Informations complémentaires


Plus de sept ans après les révélations faites par Edward Snowden sur le système mondial de surveillance massive des communications, la plus haute juridiction du pays s’est prononcée sur la légalité de la participation de l’Allemagne dans ce système. Au lendemain du scandale des écoutes de la NSA, une commission d’enquête parlementaire avait mis en lumière les liens étroits existant entre le service de renseignement américain et le BND allemand, ce qui a incité la grande coalition alors au pouvoir à adopter une nouvelle loi relative au le BND. Mais au lieu de fixer des limites claires au service de renseignement étranger, le gouvernement allemand s’est contenté de légaliser une surveillance étrangère quasiment illimitée, et ce malgré les protestations massives de la société civile.


RSF et la Société pour les libertés civiles (GFF) ont ensuite formé une alliance de journalistes et d’organisations de médias de renommée internationale. Ensemble, ils ont déposé fin 2017 un recours constitutionnel contre cette loi relative au BND. Les requérants craignaient notamment qu’il soit porté atteinte à la protection des sources : si les services secrets étaient en mesure de conserver et d’évaluer chaque communication, les interlocuteurs du monde entier perdraient progressivement confiance dans les médias, et dans le pire des cas, ne se tourneraient plus vers la presse pour faire part de leurs doléances.
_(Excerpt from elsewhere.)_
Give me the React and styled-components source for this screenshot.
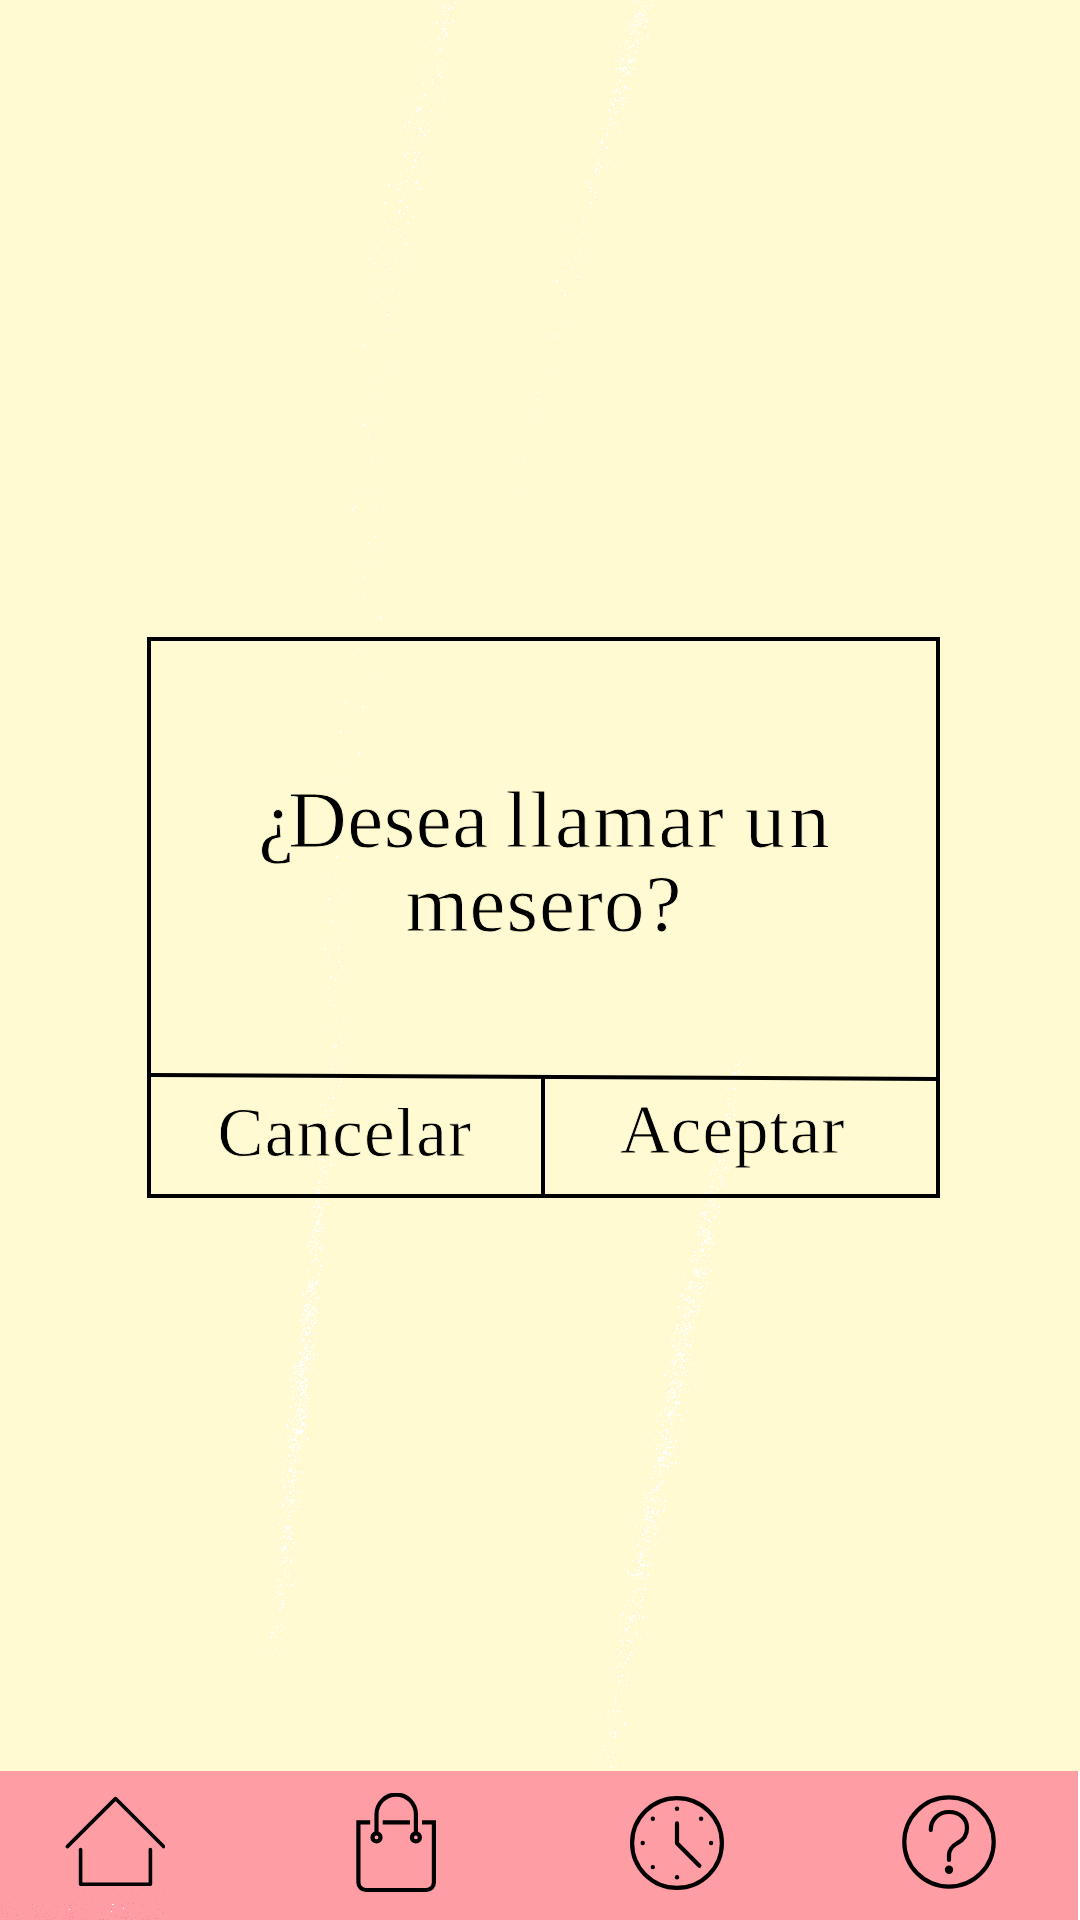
import React from 'react';
import styled, { createGlobalStyle } from 'styled-components';

const GlobalStyle = createGlobalStyle`
  * { box-sizing: border-box; }
  body { margin: 0; background: #fffad1; }
`;

const Screen = styled.div`
  position: relative;
  display: flex;
  flex-direction: column;
  width: 1080px;
  height: 1920px;
  overflow: hidden;
  background: #fffad1;
  color: #000;
  font-family: 'Liberation Serif', 'Times New Roman', serif;
`;

const Texture = styled.svg`
  position: absolute;
  inset: 0;
  pointer-events: none;
`;

const Main = styled.main`
  flex: 1;
  padding: 637px 0 0 146.5px;
`;

const Dialog = styled.section`
  position: relative;
  display: flex;
  flex-direction: column;
  width: 793px;
  height: 561px;
  border: 4px solid #000;
`;

const Message = styled.div`
  height: 434px;
  padding-top: 137px;
  display: flex;
  flex-direction: column;
  align-items: center;
`;

/* A hairline stroke in the page colour lightens the weight of the letters. */
const MessageLine = styled.div`
  font-size: 81px;
  line-height: 84px;
  white-space: nowrap;
  letter-spacing: 1px;
  word-spacing: -4px;
  -webkit-text-stroke: 0.9px #fffad1;
  transform: translateX(${(p) => p.$shift}px);
`;

const Tracked = styled.span`
  letter-spacing: ${(p) => p.$spacing}px;
`;

const Rule = styled.div`
  height: 4px;
  margin: 0 -1px;
  background: #000;
  transform: rotate(0.285deg);
`;

const Actions = styled.div`
  flex: 1;
  display: grid;
  grid-template-columns: 390.5px 1fr;
`;

const Action = styled.button`
  appearance: none;
  border: 0;
  border-left: ${(p) => (p.$divided ? '4px solid #000' : '0')};
  margin: ${(p) => (p.$divided ? '-2px 0 0' : '0')};
  padding: ${(p) => p.$top}px 0 0 ${(p) => p.$left}px;
  background: none;
  color: inherit;
  font-family: inherit;
  font-size: 69px;
  line-height: 76px;
  letter-spacing: ${(p) => p.$spacing}px;
  -webkit-text-stroke: 0.8px #fffad1;
  text-align: left;
  display: flex;
  align-items: flex-start;
`;

const NavBar = styled.nav`
  display: grid;
  grid-template-columns: 281px 281px 272px 100px;
  height: 149px;
  padding: 22px 0 0 65px;
  background: #ff9da4;
  border-right: 2px solid #fff;
`;

const NavItem = styled.a`
  width: 100px;
  height: 100px;
`;

const Icon = styled.svg`
  display: block;
  width: 100px;
  height: 100px;
  fill: none;
  stroke: #000;
  stroke-width: ${(p) => p.$weight || 4.2};
  stroke-linecap: round;
  stroke-linejoin: round;
`;

const HomeIcon = () => (
  <Icon viewBox="65 1793 100 100" $weight={3.6}>
    <path d="M67.3 1846.6 115.5 1798.6 163.6 1846.6" />
    <path d="M80.6 1849.5V1884.2H150.4V1849.5" />
  </Icon>
);

const BagIcon = () => (
  <Icon viewBox="346 1793 100 100">
    <path
      strokeLinecap="butt"
      strokeLinejoin="miter"
      d="M370.2 1822.4H358.4V1882.5A7.5 7.5 0 0 0 365.9 1890H426.4A7.5 7.5 0 0 0 433.9 1882.5V1822.4H422M382.7 1822.4H410"
    />
    <path d="M376.5 1833V1814.3A19.7 19.7 0 0 1 415.9 1814.3V1833" />
    <circle cx="376.5" cy="1837.4" r="4" />
    <circle cx="415.9" cy="1837.4" r="4" />
  </Icon>
);

const hourDots = [
  [677, 1808.7], [652.8, 1818.8], [701.1, 1818.8], [642.7, 1843],
  [711.1, 1843], [652.8, 1867.1], [677, 1877.2],
];

const ClockIcon = () => (
  <Icon viewBox="627 1793 100 100">
    <circle cx="677" cy="1843" r="44.9" />
    <path d="M677 1823.4V1843.2L699.4 1865.8" />
    {hourDots.map(([x, y]) => (
      <circle key={`${x}-${y}`} cx={x} cy={y} r="2.2" fill="#000" stroke="none" />
    ))}
  </Icon>
);

const HelpIcon = () => (
  <Icon viewBox="899 1793 100 100">
    <circle cx="949" cy="1842" r="44.7" />
    <path d="M930.8 1830C930.8 1819 939 1812 949 1812C960 1812 967 1819 967 1828C967 1835 963.5 1840 957.5 1843C951.5 1846.3 949 1850 949 1855V1860" />
    <circle cx="949" cy="1869.8" r="4.2" fill="#000" stroke="none" />
  </Icon>
);

/* Grain trails: x, y, half-width and relative density at each stop. */
const trails = [
  [[449, 0, 11, 0.75], [438, 55, 12, 0.75], [420, 125, 15, 0.8], [405, 190, 18, 0.4], [388, 270, 22, 0.25], [373, 340, 22, 0.12], [370, 500, 24, 0.07], [355, 640, 25, 0.1], [330, 850, 25, 0.08], [335, 1050, 9, 0.25], [326, 1130, 9, 0.55], [320, 1190, 9, 0.7], [312, 1280, 9, 1.3], [304, 1350, 10, 2.7], [300, 1400, 12, 2.5], [294, 1450, 11, 1.6], [288, 1510, 9, 1], [284, 1565, 8, 1.1], [279, 1610, 8, 0.3], [274, 1655, 7, 0.15]],
  [[643, 0, 10, 1.4], [635, 30, 11, 1.9], [624, 70, 11, 1.3], [615, 110, 12, 0.7], [604, 148, 11, 0.6], [585, 210, 8, 0.12], [570, 265, 10, 0.3], [555, 340, 8, 0.05], [512, 525, 6, 0.02]],
  [[738, 1060, 8, 0.15], [731, 1100, 10, 0.55], [719, 1165, 10, 0.5], [708, 1210, 11, 1.5], [697, 1270, 12, 1.7], [684, 1335, 12, 2], [673, 1400, 13, 1.8], [660, 1468, 12, 1.8], [647, 1530, 13, 1.3], [637, 1590, 12, 1.5], [626, 1635, 12, 0.9], [617, 1690, 9, 0.6], [610, 1770, 9, 0.3]],
];

function seeded(seed) {
  let s = seed;
  return () => {
    s = (s * 16807) % 2147483647;
    return s / 2147483647;
  };
}

function buildGrain() {
  const rnd = seeded(4127);
  let d = '';
  trails.forEach((stops) => {
    for (let i = 1; i < stops.length; i += 1) {
      const [x0, y0, w0, n0] = stops[i - 1];
      const [x1, y1, w1, n1] = stops[i];
      const count = Math.round((y1 - y0) * (n0 + n1) * 0.62);
      for (let k = 0; k < count; k += 1) {
        const t = rnd();
        const spread = (rnd() + rnd() + rnd() - 1.5) * (w0 + (w1 - w0) * t) * 0.9;
        const x = Math.round(x0 + (x1 - x0) * t + spread);
        const y = Math.round(y0 + (y1 - y0) * t);
        const w = rnd() > 0.6 ? 2 : 1;
        const h = rnd() > 0.6 ? 2 : 1;
        d += `M${x} ${y}h${w}v${h}h-${w}z`;
      }
    }
  });
  return d;
}

function buildBarGrain() {
  const rnd = seeded(911);
  let d = '';
  for (let k = 0; k < 150; k += 1) {
    const x = Math.round(rnd() * 165);
    const y = Math.round(1920 - rnd() * rnd() * 34);
    d += `M${x} ${y}h1v1h-1z`;
  }
  return d;
}

const grain = buildGrain();
const barGrain = buildBarGrain();

export default function App() {
  return (
    <Screen>
      <GlobalStyle />
      <Texture width="1080" height="1771" viewBox="0 0 1080 1771" aria-hidden="true">
        <path d={grain} fill="#fff" />
      </Texture>
      <Main>
        <Dialog>
          <Message>
            <MessageLine $shift={3}>
              <Tracked $spacing={-6}>¿</Tracked>
              <Tracked $spacing={0.5}>Desea </Tracked>
              <Tracked $spacing={2.3}>llamar </Tracked>
              <Tracked $spacing={4}>un</Tracked>
            </MessageLine>
            <MessageLine $shift={1}>mesero?</MessageLine>
          </Message>
          <Rule />
          <Actions>
            <Action $top={16} $left={67} $spacing={1.2}>Cancelar</Action>
            <Action $divided $top={15} $left={75} $spacing={1}>Aceptar</Action>
          </Actions>
        </Dialog>
      </Main>
      <NavBar>
        <NavItem><HomeIcon /></NavItem>
        <NavItem><BagIcon /></NavItem>
        <NavItem><ClockIcon /></NavItem>
        <NavItem><HelpIcon /></NavItem>
      </NavBar>
      <Texture width="1078" height="1920" viewBox="0 0 1078 1920" aria-hidden="true">
        <path d={barGrain} fill="#ff8790" />
        <path d="M69 1909h1v1h-1zM112 1904h2v1h-2zM111 1911h1v1h-1zM123 1908h1v1h-1z" fill="#fff" />
      </Texture>
    </Screen>
  );
}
Cette porte dérobée a permis au BND de bafouer le secret allemand des rédactions, notamment en mettant sur écoute les médias étrangers partenaires des médias allemands dans le cadre de leur travail de collaboration sur de grands projets de recherche internationaux tels que les Panama Papers.


L’Allemagne occupe le 11e rang sur 180 pays dans le Classement mondial de la liberté de la presse 2020 de RSF.